A few days ago my mom asked how Sascha had been. I gushed, "GREAT!! Oh, I mean, she had six or seven time-outs, but..." and I waved them off with my hand. My mom remarked that it didn't bother me anymore, and I agreed. Wow. It doesn't. Spending a day with her is exhausting, and she does still throw down half the day (see: Daryl Hannah sans eyeball), but here is the difference: now that she is older, I get something back from her. She looks at me. Interacts with me. Talks to me. Hugs me and comes to me for tickling and kisses. It hasn't always been like this, obviously; I mean, for most of it, she was an infant. But for the first few months of her life, she was physically pushing me away from her, and she spent the next 18 months or so just being difficult. I had spent 35 years hearing about how this would be a love like I'd never known, stronger than anything, blah blah THE BOND blah. I was ashamed to admit that I didn't feel that at all. She never seemed comfortable in my arms. I felt rejected by my own child for a very long time, and I was completely unprepared to deal with that. I don't think I did it with a speck of grace, as I fully documented here.

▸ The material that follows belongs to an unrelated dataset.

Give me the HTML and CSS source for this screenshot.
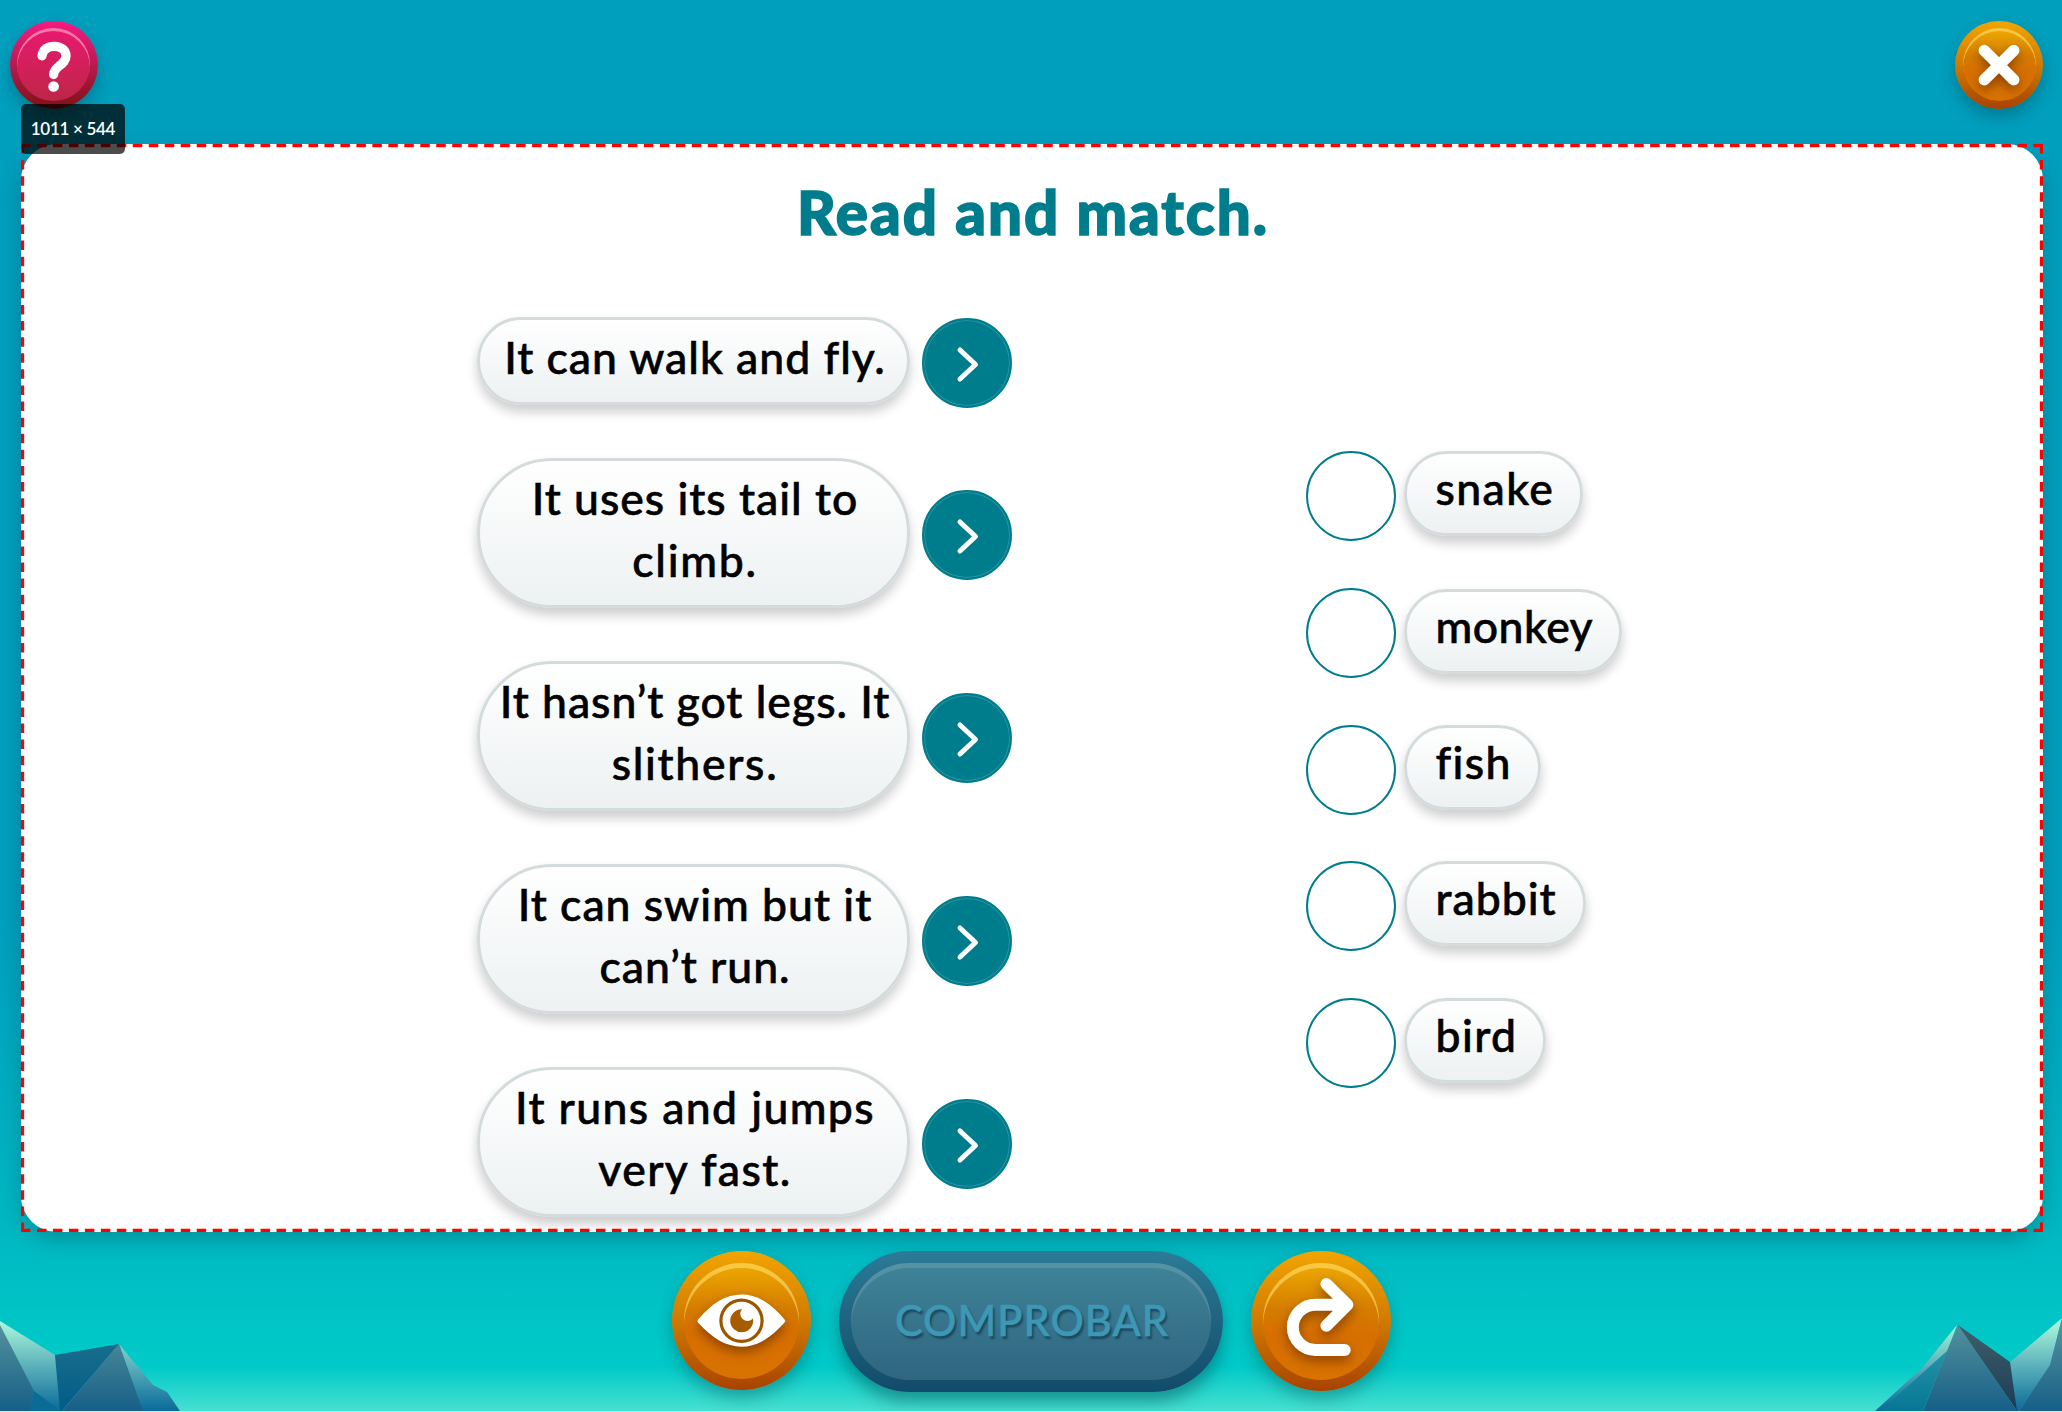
FILE: index.html
```html
<!DOCTYPE html>
<html lang="es">
<head>
<meta charset="utf-8">
<title>Read and match</title>
<link rel="stylesheet" href="styles.css">
</head>
<body>
<div class="stage">
  <svg class="rocks rocks-left" width="240" height="212" viewBox="0 0 240 212" aria-hidden="true">
    <defs>
      <linearGradient id="light" gradientUnits="userSpaceOnUse" x1="0" y1="120" x2="0" y2="211"><stop offset="0" stop-color="#aefadc"/><stop offset="1" stop-color="#0a6a9a"/></linearGradient>
      <linearGradient id="slate" gradientUnits="userSpaceOnUse" x1="0" y1="125" x2="0" y2="211"><stop offset="0" stop-color="#53919c"/><stop offset="1" stop-color="#175f88"/></linearGradient>
      <linearGradient id="dark" gradientUnits="userSpaceOnUse" x1="0" y1="125" x2="0" y2="211"><stop offset="0" stop-color="#40606a"/><stop offset="1" stop-color="#1b3b55"/></linearGradient>
      <linearGradient id="teal" gradientUnits="userSpaceOnUse" x1="0" y1="150" x2="0" y2="211"><stop offset="0" stop-color="#2792a6"/><stop offset="1" stop-color="#057796"/></linearGradient>
      <linearGradient id="deep" gradientUnits="userSpaceOnUse" x1="0" y1="145" x2="0" y2="211"><stop offset="0" stop-color="#196d8c"/><stop offset="1" stop-color="#005c88"/></linearGradient>
    </defs>
    <path fill="url(#light)" d="M0 121L55 155L61 211H0Z"/>
    <path fill="url(#slate)" d="M0 125L34 191L30 211H0Z"/>
    <path fill="#0a6c96" d="M34 191L61 211H30Z"/>
    <path fill="url(#deep)" d="M55 155L119 144L62 211H60Z"/>
    <path fill="url(#light)" d="M119 144L153 185L167 192L180 211H142Z"/>
    <path fill="url(#slate)" d="M119 144L143 211H62Z"/>
  </svg>
  <svg class="rocks rocks-right" width="240" height="212" viewBox="0 0 240 212" aria-hidden="true">
    <path fill="url(#light)" d="M135 125L125 152L62 211H53L100 168Z"/>
    <path fill="url(#teal)" d="M125 151L101 211H58Z"/>
    <path fill="url(#light)" d="M240 118L228 166L197 211H194L188 162Z"/>
    <path fill="url(#slate)" d="M136 125L195 211H101L125 151Z"/>
    <path fill="url(#dark)" d="M136 125L188 162L195 211Z"/>
    <path fill="url(#slate)" d="M240 118V211H197L228 165Z"/>
  </svg>

  <header class="top">
    <button class="round small pink" aria-label="Ayuda">
      <svg width="88" height="88" viewBox="0 0 88 88"><path d="M32 34.8C33 28 38 25.3 44 25.3C51.500 25.300 56 29.500 56 35C56 44 43.6 45 43.6 53.5" fill="none" stroke="#fff" stroke-width="9.3" stroke-linecap="round"/><circle cx="43.6" cy="65.5" r="5.3" fill="#fff"/></svg>
    </button>
    <button class="round small orange" aria-label="Cerrar">
      <svg class="lift" width="88" height="88" viewBox="0 0 88 88"><path d="M29.300 29.500L58.700 58.800M58.700 29.500L29.300 58.800" stroke="#fff" stroke-width="11.5" stroke-linecap="round"/></svg>
    </button>
  </header>

  <main class="panel">
    <h1>Read and match.</h1>
    <div class="columns">
      <div class="sentences">
        <div class="sentence"><div class="pill"><span class="tight">It can walk and fly.</span></div><div class="arrow"><svg width="90" height="90"><path d="M38 32L53.500 46.500L38 61"/></svg></div></div>
        <div class="sentence"><div class="pill"><span class="tight">It uses its tail to</span><span class="wide">climb.</span></div><div class="arrow"><svg width="90" height="90"><path d="M38 32L53.500 46.500L38 61"/></svg></div></div>
        <div class="sentence"><div class="pill"><span class="tight">It hasn’t got legs. It</span><span class="wide">slithers.</span></div><div class="arrow"><svg width="90" height="90"><path d="M38 32L53.500 46.500L38 61"/></svg></div></div>
        <div class="sentence"><div class="pill"><span class="tight">It can swim but it</span><span class="tight">can’t run.</span></div><div class="arrow"><svg width="90" height="90"><path d="M38 32L53.500 46.500L38 61"/></svg></div></div>
        <div class="sentence"><div class="pill"><span>It runs and jumps</span><span>very fast.</span></div><div class="arrow"><svg width="90" height="90"><path d="M38 32L53.500 46.500L38 61"/></svg></div></div>
      </div>
      <div class="words">
        <div class="word"><i class="slot"></i><div class="pill"><span>snake</span></div></div>
        <div class="word"><i class="slot"></i><div class="pill low"><span class="snug">monkey</span></div></div>
        <div class="word"><i class="slot"></i><div class="pill"><span>fish</span></div></div>
        <div class="word"><i class="slot"></i><div class="pill"><span class="tight">rabbit</span></div></div>
        <div class="word"><i class="slot"></i><div class="pill"><span>bird</span></div></div>
      </div>
    </div>
    <svg class="outline" width="2022" height="1088" aria-hidden="true">
      <g stroke="#f00" stroke-width="3.3">
        <path d="M0 1.500H2022M0 1086.400H2022" stroke-dasharray="9.5 6.472"/>
        <path d="M1.500 0V1088M2020.500 0V1088" stroke-dasharray="9.5 6.597"/>
      </g>
    </svg>
    <div class="size-tag">1011 × 544</div>
  </main>

  <footer class="actions">
    <button class="round orange eye" aria-label="Ver solución">
      <svg class="lift" width="139" height="139" viewBox="0 0 139 139">
        <path fill="#fff" d="M26 68.500C40 52 54 43.500 69.500 43.500S99 52 112.500 68.500Q114 70 112.500 71.500C99 87 85 95.700 69.500 95.700S40 87 26 71.500Q25 70 26 68.500Z"/>
        <circle cx="69.500" cy="69.700" r="20.600" fill="none" stroke="#9b5600" stroke-width="3.200"/>
        <path fill="#a65d00" d="M70 58.200A11.500 11.500 0 1 0 81 67.500A6.500 6.500 0 0 1 70 58.200Z"/>
      </svg>
    </button>
    <button class="check" disabled><span>COMPROBAR</span></button>
    <button class="round orange redo" aria-label="Reiniciar">
      <svg class="lift" width="140" height="140" viewBox="0 0 140 140"><path d="M93.700 99H64.500A22.650 22.650 0 0 1 64.500 53.700H94M75.400 33L96.400 53.700L75.400 74.700" fill="none" stroke="#fff" stroke-width="12" stroke-linecap="round" stroke-linejoin="round"/></svg>
    </button>
  </footer>
</div>
</body>
</html>
```
FILE: styles.css
```css
* { box-sizing: border-box; }

body {
  margin: 0;
  font-family: Lato, "Open Sans", sans-serif;
}

.stage {
  position: relative;
  width: 2062px;
  height: 1412px;
  overflow: hidden;
  border-bottom: 1px solid #c4eef2;
  background: linear-gradient(#009fbe 920px, #00b8c2 1232px, #00c9c8 1350px, #00c9c8 1366px, #45dfd0 1410px);
}

.rocks { position: absolute; bottom: -1px; }
.rocks-left { left: 0; }
.rocks-right { right: 0; }

button {
  display: grid;
  place-items: center;
  flex: none;
  padding: 0;
  border: 0;
  font-family: inherit;
}

.top {
  display: flex;
  justify-content: space-between;
  height: 144px;
  padding: 20.5px 19px 0 9.5px;
}

.round {
  position: relative;
  border-radius: 50%;
  width: 140px;
  height: 140px;
  box-shadow: 0 8px 16px rgba(0, 40, 50, .3);
}
.round::before {
  content: "";
  position: absolute;
  inset: 11.7px;
  border-radius: 50%;
}
.round svg { position: relative; display: block; }
.lift { filter: drop-shadow(0 5px 6px rgba(80, 30, 0, .55)); }
.small { width: 88px; height: 88px; }
.small::before { inset: 7.5px; }

.orange { background: linear-gradient(#f2a500, #d07a00 50%, #a84300); }
.orange::before {
  background: linear-gradient(#eeab00, #d57c00 40%, #d76f00 60%, #d87200);
  box-shadow: inset 0 5px 0 rgba(255, 222, 110, .6);
}
.pink { background: linear-gradient(#f61a82, #b91a50 50%, #7c1212); }
.pink::before {
  background: linear-gradient(#ea1870, #bd2647);
  box-shadow: inset 0 3px 0 rgba(255, 170, 200, .65);
}
.small.orange::before { box-shadow: inset 0 3px 0 rgba(255, 222, 110, .6); }

.panel {
  position: relative;
  width: 2022px;
  height: 1088px;
  margin-left: 21px;
  padding-top: 34px;
  border-radius: 36px;
  background: #fff;
  box-shadow: 0 8px 20px rgba(0, 50, 60, .28);
}
.outline { position: absolute; left: 0; top: 0; }
.size-tag {
  position: absolute;
  left: 0;
  top: -40px;
  width: 104px;
  height: 50px;
  border-radius: 5px;
  background: rgba(0, 0, 0, .7);
  color: #fff;
  font-size: 17px;
  font-weight: 600;
  letter-spacing: -.3px;
  line-height: 49px;
  text-align: center;
}

h1 {
  margin: 0;
  height: 139px;
  padding-left: 2px;
  color: #007d8c;
  font-size: 60px;
  font-weight: 900;
  letter-spacing: 2px;
  line-height: 69px;
  text-align: center;
  -webkit-text-stroke: 1.6px #007d8c;
}

.columns { display: flex; }
.sentences {
  display: flex;
  flex-direction: column;
  gap: 53px;
  margin-left: 456px;
}
.sentence { display: flex; align-items: center; gap: 11.5px; height: 150px; }
.sentence:first-child { height: 88px; }

.pill {
  border: 3px solid #d3dbdc;
  border-radius: 76px;
  background: linear-gradient(#fff, #edf1f2) padding-box;
  box-shadow: 0 7px 12px rgba(0, 0, 0, .2);
  color: #000;
  font-size: 44.5px;
  font-weight: 500;
  line-height: 62px;
  text-align: center;
  white-space: nowrap;
  -webkit-text-stroke: .6px #000;
}
.pill span { display: block; letter-spacing: 1.4px; }
.pill .tight { letter-spacing: 1px; }
.pill .snug { letter-spacing: .5px; }
.pill .wide { letter-spacing: 1.7px; }
.sentence .pill { width: 433px; padding: 5.5px 0 14.5px 3px; }

.arrow {
  width: 90px;
  height: 90px;
  margin-top: 4px;
  border: 2px solid #007d8c;
  border-radius: 50%;
  background: #007d8c;
  box-shadow: inset 0 0 0 1px rgba(255, 255, 255, .18);
}
.arrow svg { display: block; margin: -2px; }
.arrow path { fill: none; stroke: #fff; stroke-width: 5; stroke-linecap: round; stroke-linejoin: round; }

.words {
  display: flex;
  flex-direction: column;
  gap: 46.8px;
  margin: 134px 0 0 294px;
}
.word { display: flex; align-items: flex-start; gap: 8px; height: 90px; }
.slot { width: 90px; height: 90px; border: 2px solid #007d8c; border-radius: 50%; }
.word .pill { height: 85px; padding: 3px 26px 14px 29px; }
.word .low { margin-top: 1.5px; }

.actions {
  display: flex;
  justify-content: center;
  gap: 28px;
  padding: 19.3px 0 0 1px;
}
.eye { width: 139px; height: 139px; }
.check {
  position: relative;
  width: 384px;
  height: 140.5px;
  border-radius: 71px;
  background: linear-gradient(#2b7b97, #124b69);
  box-shadow: 0 10px 16px rgba(0, 50, 60, .4);
}
.check::before {
  content: "";
  position: absolute;
  inset: 11.7px;
  border-radius: 60px;
  background: linear-gradient(#3f8499, #2f6580);
  box-shadow: inset 0 5px 0 rgba(255, 255, 255, .12);
}
.check span {
  position: relative;
  margin-top: -4px;
  padding-left: 2px;
  color: #3c98b5;
  font-size: 41.5px;
  font-weight: 500;
  letter-spacing: 1.1px;
  text-shadow: 2px 3px 2px rgba(10, 40, 60, .55);
  -webkit-text-stroke: .6px #3c98b5;
}
```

So what I was hungry for was my child's acceptance. Maybe the reason I hadn't been able to lose the weight is that I hadn't been able to fill that void until just a few months ago. (Dude, I am going to balloon when she's 12.) Just unlocking that piece has shed a lot of light on the past two years. And now? I can't get enough of her.
Unrelated: I saw "Slumdog Millionaire" today and it blew my mind. Soooo good. India fascinates me. That movie deserves every accolade it gets. It also marked another small watershed moment for me, because Nick gave me the day (we each get one on the weekends)... normally I use "my" days to run errands, because feeling resentful (toward him for having leisure time) is easier than feeling guilty (for having leisure time). But today I said screw it-- and went to the movies. And wow, it felt great. Granted, my to-do list is short and non-essential right now; the curtains didn't have to go to the tailor today. Also, I know it's less of a burden to spend the day with Sascha now that she's older and cooler. Still... I'm going to let things go more often and use my "me" time for ME. More often. Not always. But more. I feel like my old self again.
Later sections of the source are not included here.